14. At paragraph 18 the Judge was not satisfied that the alleged arrests of the Appellant's father without the requirement for court intervention was not consistent with the background evidence. The Judge did not identify what particular background evidence she had in mind. The August 2010 COI report, at 8.18, noted that the Turkish government did not at times observe the prohibition on arbitrary arrest and detention and that police routinely detained demonstrators for a few hours and several hundred members of the BDP on various occasions. In light of this background evidence, and in the absence of any particularised background evidence to support the Judge's conclusion relating to the requirement for court intervention, I am not satisfied she was entitled to her conclusion for the reasons proffered.
15. At paragraph 19 the Judge claims it is 'simply not credible' that the Appellant's mother would not know her husband's whereabouts following his last release from custody given that he was planning on leaving the country. The Judge does not offer any explanation to support this finding, or for her subsequent assertion that there were 'substantial grounds for believing that he has left the country and will seek to claim asylum.'
16. At paragraph 23 the Judge held against the Appellant her failure to request and obtain a copy of the arrest warrant issued against her, and the absence of evidence that warrants had been issued in respect of her siblings. The COI report of August 2010 (the most recently issued), at 11.04 and 11.05, indicates the considerable difficulty in obtaining arrest warrants in Turkey. The Judge's failure to take account of this directly relevant background material renders unsafe this particular adverse credibility finding.

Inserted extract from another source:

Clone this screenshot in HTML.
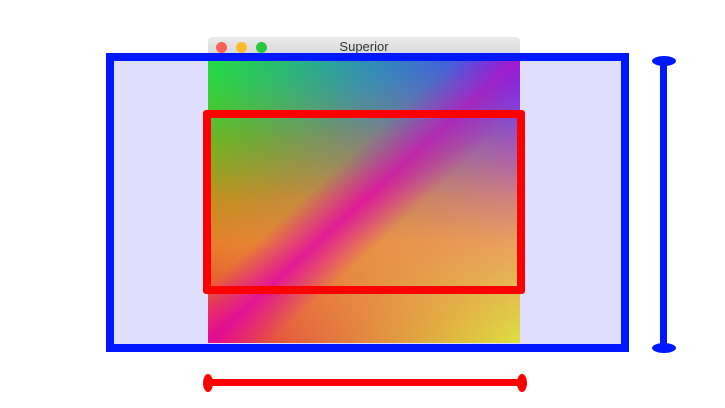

17. Having carefully considered the determination as a whole, I am satisfied, for the reasons that I have already given, that the determination is unsafe and that it must be re-made.
18. The appeal will be remitted for fresh consideration, all issues open, before a Judge other than Judge Roopnarine-Davies.
Notice of Decision and Directions
The First-tier Tribunal Judge did make a material error of law.
The appeal is remitted back to the First-tier Tribunal pursuant to section 12 of the Tribunals, Courts and Enforcement Act 2007 for reconsideration, to be decided afresh, all issues open.